It has been a long season for this Red Sox fan living in the middle of the EVIL EMPIRE. I have been teased, taunted and ribbed all season long by the Yankees fans that surround me at home and in the office.
Where is the broom? Said my boss after the Yankees swept us last month.
It’s getting chilly in Boston, just 1 1/2 degrees said another co-worker when the Sox lead was perilously slim.
I bet you don’t even know the Sox lineup said a co-worker at that other job I had earlier this year (to which I responded with grace and aplomb the entire batting order).
Damir has been quiet in his taunts (and occasionally even applauds the Sox), however he insists on displaying the Yankee Logo magnet on the back of my truck. This is my fault, naturally, as I was trying to be diplomatic when I bought a Boston magnet for myself and got him the Yankees magnet as a gesture of good will. DAMN MY GOOD WILL, I say. The unspoken rule we have worked out is that whomever is driving gets to display their team, though when I ride shotgun, I display the Boston magnet under my window so everyone knows, I AM NOT A YANKEES FAN.
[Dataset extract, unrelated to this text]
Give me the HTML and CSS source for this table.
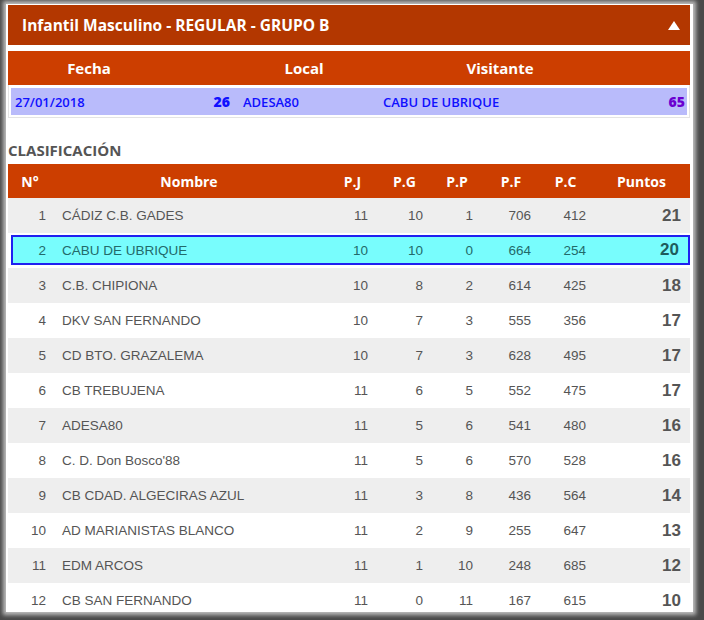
FILE: index.html
```html
<!DOCTYPE html>
<html lang="es">
<head>
<meta charset="utf-8">
<title>Infantil Masculino - REGULAR - GRUPO B</title>
<link rel="stylesheet" href="styles.css">
</head>
<body>
<div class="frame">
  <div class="titlebar">
    <span class="title">Infantil Masculino - REGULAR - GRUPO B</span>
    <svg class="caret" width="12" height="9" viewBox="0 0 12 9"><polygon points="6,0 12,9 0,9" fill="#fff"/></svg>
  </div>

  <div class="match-head">
    <div>Fecha</div><div></div><div>Local</div><div>Visitante</div><div></div>
  </div>
  <div class="match-box">
    <div class="match-row">
      <div class="m-date">27/01/2018</div>
      <div class="m-score">26</div>
      <div class="m-team">ADESA80</div>
      <div class="m-team">CABU DE UBRIQUE</div>
      <div class="m-score m-score-v">65</div>
    </div>
  </div>

  <h2 class="section">CLASIFICACIÓN</h2>

  <div class="standings">
    <div class="row head">
      <div>N°</div><div>Nombre</div><div>P.J</div><div>P.G</div><div>P.P</div><div>P.F</div><div>P.C</div><div>Puntos</div>
    </div>
    <div class="row odd"><div>1</div><div>CÁDIZ C.B. GADES</div><div>11</div><div>10</div><div>1</div><div>706</div><div>412</div><div>21</div></div>
    <div class="row mine"><div>2</div><div>CABU DE UBRIQUE</div><div>10</div><div>10</div><div>0</div><div>664</div><div>254</div><div>20</div></div>
    <div class="row odd"><div>3</div><div>C.B. CHIPIONA</div><div>10</div><div>8</div><div>2</div><div>614</div><div>425</div><div>18</div></div>
    <div class="row"><div>4</div><div>DKV SAN FERNANDO</div><div>10</div><div>7</div><div>3</div><div>555</div><div>356</div><div>17</div></div>
    <div class="row odd"><div>5</div><div>CD BTO. GRAZALEMA</div><div>10</div><div>7</div><div>3</div><div>628</div><div>495</div><div>17</div></div>
    <div class="row"><div>6</div><div>CB TREBUJENA</div><div>11</div><div>6</div><div>5</div><div>552</div><div>475</div><div>17</div></div>
    <div class="row odd"><div>7</div><div>ADESA80</div><div>11</div><div>5</div><div>6</div><div>541</div><div>480</div><div>16</div></div>
    <div class="row"><div>8</div><div>C. D. Don Bosco'88</div><div>11</div><div>5</div><div>6</div><div>570</div><div>528</div><div>16</div></div>
    <div class="row odd"><div>9</div><div>CB CDAD. ALGECIRAS AZUL</div><div>11</div><div>3</div><div>8</div><div>436</div><div>564</div><div>14</div></div>
    <div class="row"><div>10</div><div>AD MARIANISTAS BLANCO</div><div>11</div><div>2</div><div>9</div><div>255</div><div>647</div><div>13</div></div>
    <div class="row odd"><div>11</div><div>EDM ARCOS</div><div>11</div><div>1</div><div>10</div><div>248</div><div>685</div><div>12</div></div>
    <div class="row"><div>12</div><div>CB SAN FERNANDO</div><div>11</div><div>0</div><div>11</div><div>167</div><div>615</div><div>10</div></div>
  </div>
</div>
</body>
</html>
```

FILE: styles.css
```css
html, body {
  margin: 0;
  padding: 0;
}
body {
  background: #4a4a4a;
  width: 704px;
  height: 620px;
  overflow: hidden;
}
.frame {
  box-sizing: border-box;
  margin: 4px 11px 0 6px;
  width: 687px;
  height: 608px;
  background: #fff;
  box-shadow: 0 0 4px 3px #bdbdbd;
  padding: 1px 3px 0 2px;
  overflow: hidden;
}
.titlebar {
  height: 40px;
  background: #b33700;
  display: flex;
  align-items: center;
  justify-content: space-between;
  padding: 0 10px 0 14px;
}
.title {
  font-family: "Open Sans", sans-serif;
  font-weight: 700;
  font-size: 15.5px;
  color: #fff;
}
.caret {
  display: block;
  margin-top: 1px;
}
.match-head {
  margin-top: 6px;
  height: 34px;
  background: #cc3e00;
  display: grid;
  grid-template-columns: 162px 62px 144px 248px 66px;
  align-items: center;
  text-align: center;
  font-family: "Open Sans", sans-serif;
  font-weight: 700;
  font-size: 15px;
  color: #fff;
}
.match-box {
  border: 1px solid #e4e4e4;
  border-top: 0;
  padding: 3px 2px 2px 2px;
}
.match-row {
  height: 27px;
  background: #b9bbfb;
  display: grid;
  grid-template-columns: 160px 62px 140px 248px 66px;
  align-items: center;
  font-family: "Open Sans", sans-serif;
  font-size: 13px;
  font-weight: 600;
  color: #1010ff;
}
.m-date { padding-left: 4px; }
.m-score {
  text-align: right;
  font-size: 14px;
  font-weight: 800;
  padding-right: 3px;
}
.m-team { padding-left: 10px; }
.m-score-v {
  color: #6a00d0;
  padding-right: 2px;
}
.section {
  margin: 22px 0 0 0;
  height: 24px;
  font-family: "Open Sans", sans-serif;
  font-weight: 700;
  font-size: 15px;
  color: #555;
  line-height: 20px;
}
.standings {
  font-family: "Liberation Sans", Arial, sans-serif;
  font-size: 13.5px;
  color: #555;
}
.row {
  display: grid;
  grid-template-columns: 44px 274px 53px 51px 54px 54px 55px 97px;
  height: 35px;
  align-items: center;
}
.row > div { text-align: right; }
.row > div:nth-child(1) { padding-right: 6px; }
.row > div:nth-child(2) { text-align: left; padding-left: 10px; }
.row > div:nth-child(3) { padding-right: 11px; }
.row > div:nth-child(4) { padding-right: 7px; }
.row > div:nth-child(5) { padding-right: 11px; }
.row > div:nth-child(6) { padding-right: 7px; }
.row > div:nth-child(7) { padding-right: 7px; }
.row > div:nth-child(8) {
  padding-right: 9px;
  font-weight: 700;
  font-size: 17px;
}
.row.head {
  height: 34px;
  background: #cc3e00;
  color: #fff;
  font-family: "Open Sans", sans-serif;
  font-weight: 700;
  font-size: 14px;
}
.row.head > div {
  text-align: center;
  padding: 0;
  font-size: 14px;
}
.row.odd { background: #eeeeee; }
.row.mine {
  box-sizing: border-box;
  height: 30px;
  margin: 2px 0 3px 3px;
  border: 2px solid #2020f0;
  background: #78fdfd;
  color: #236a6a;
  grid-template-columns: 39px 274px 53px 51px 54px 54px 55px 95px;
}
.row.mine > div:nth-child(8) { color: #1e5c5c; }
```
And now, the Yankees have been knocked out of the post-season by the surprisingly strong Cleveland Indians. The Yanks played like a marginal minor-league team unable to swing the bat or make necessary defensive plays. So timing seems right for me to respond to all the taunting I endured for the last 5 or so months. But no. I will not. Sure, there are many things I could say such as:
NANANANANANAAAAA! You looooossst!
What’s the temperature now, huh? Huh? Huh?
Who needs a broom when I have a shovel??
See ya next season, SUCKERS!
But no, I will not say any of those things. Nope, I will not utter a single word in retort. I am a citizen of the Red Sox Nation and I will not demean myself to such lowly tactics.